Un amor mancillado, maquillado, mutado. Eso es el tipo de amor que más he conocido, con el que más he interactuado, de cerca y de lejos. He crecido envuelta en ese amor y he tenido que luchar para desmitificarlo, para alejarme de él y poder sentirlo desde fuera. Para poder pelear contra él, quebrarlo, hacerlo pedazos y recomponerlo una y otra vez en busca de alguna imagen perfecta que me ayudara a visualizar con distancia el gran puzzle con el que todos jugamos, pero que jamás vamos a terminar, porque lo que en realidad no sabemos es que nos faltan piezas.
He reflexionado tantas veces acerca de ello que incluso he llegado a aborrecerlo. Me siento como un niño pequeño que no se quiere hacer mayor, al que le da asco ver cómo sus padres se roban un beso a escondidas, o esas parejas de jóvenes adolescentes que se absorben los labios con pasión y frenesí en el pasillo del colegio durante el descanso entre la clase de historia y matemáticas. Si lo pienso así, me da pereza aprender a querer como es debido, es un esfuerzo sobrehumano y descomunal. Prefiero ser el Peter Pan del amor, y refugiarme en el país de Nunca Jamás cada vez que alguien pronuncia un “te quiero” susurrado de ese modo tan pegajoso y empalagoso. El grinch del amor soy yo. Del amor mal ejercido, me refiero.
He presenciado tantos fracasos amorosos que con el tiempo he sido capaz de analizar cada fallo, cada error, cada comentario o acción que ha hecho que una relación desemboque hacia una dolorosa ruptura. Tantos corazones rotos que miraba hipnóticamente desde la lejanía, sabiendo que iban a sufrir, observando cómo se dejaban morir conscientemente sin poder hacer absolutamente nada. Y por encima de todo, sin llegar a comprender nunca realmente el motivo por el cual valía la pena.
Tengo tanta presión por saber querer adecuadamente… Madre mía, yo solo quiero querer bien.
En esos momentos de angustia y amarga desesperación lo único que me produce algo de sosiego es poner el volumen a tope y aislarme por completo del tedioso universo mundano.
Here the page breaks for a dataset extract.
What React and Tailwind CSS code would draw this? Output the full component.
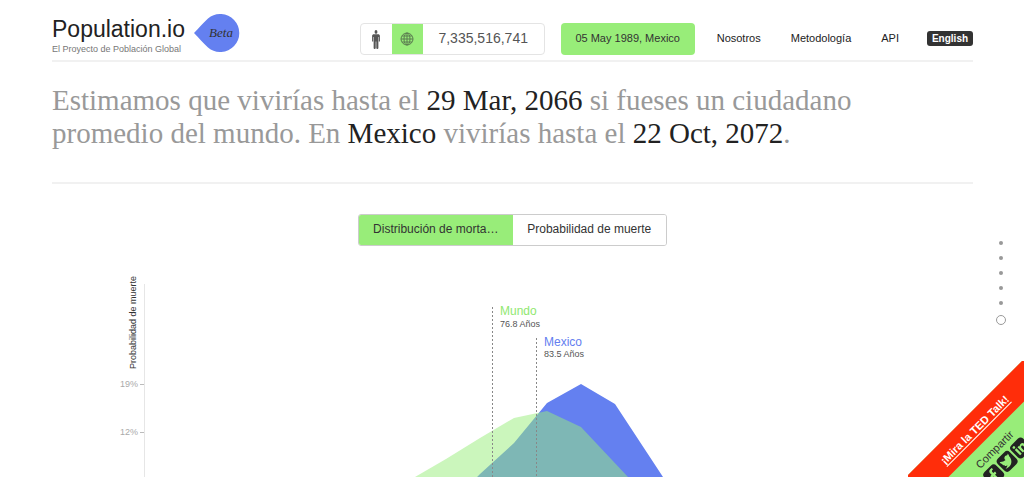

Escapar con mis odios al edén de la música y dejar que mi mente se evapore en cada golpe de compás, en cada nota. Respirar, lento.
Supongo que se trata de miedo, al fin y al cabo, todos tenemos miedo al rechazo. Pero lo que a mí verdaderamente me aterra es la indiferencia. La impasibilidad y la apatía. No ser capaz de sentir. Amar sin sentir que uno ama. Por comodidad u obligación, o quizás por conformismo. No hay nada peor que un inconformista conformado. Mi madre solía repetir esa frase a menudo, cuando hablaba sobre mi padre.
Yo quiero poder amar y que se me ensanche el alma con ese amor. Que cada centímetro de mi piel sienta y explote ese amor hasta sus límites. Que el amor me invada el cuerpo y gane la batalla. Rendirme de amor ante el amor. Aunque tal vez, todo eso sea demasiado pedir.
En fin, creo que, en el futuro, cuando me toque a mí pronunciar mis votos de boda, dejaré de lado todos estos discursos románticos e intensos y me dignaré a copiar la letra de All you need is love, de John Lennon. ¿Y qué pasa si no sé querer como yo quisiera? Pues nada. Tendré otra historia distinta que contar cuando hablemos del amor.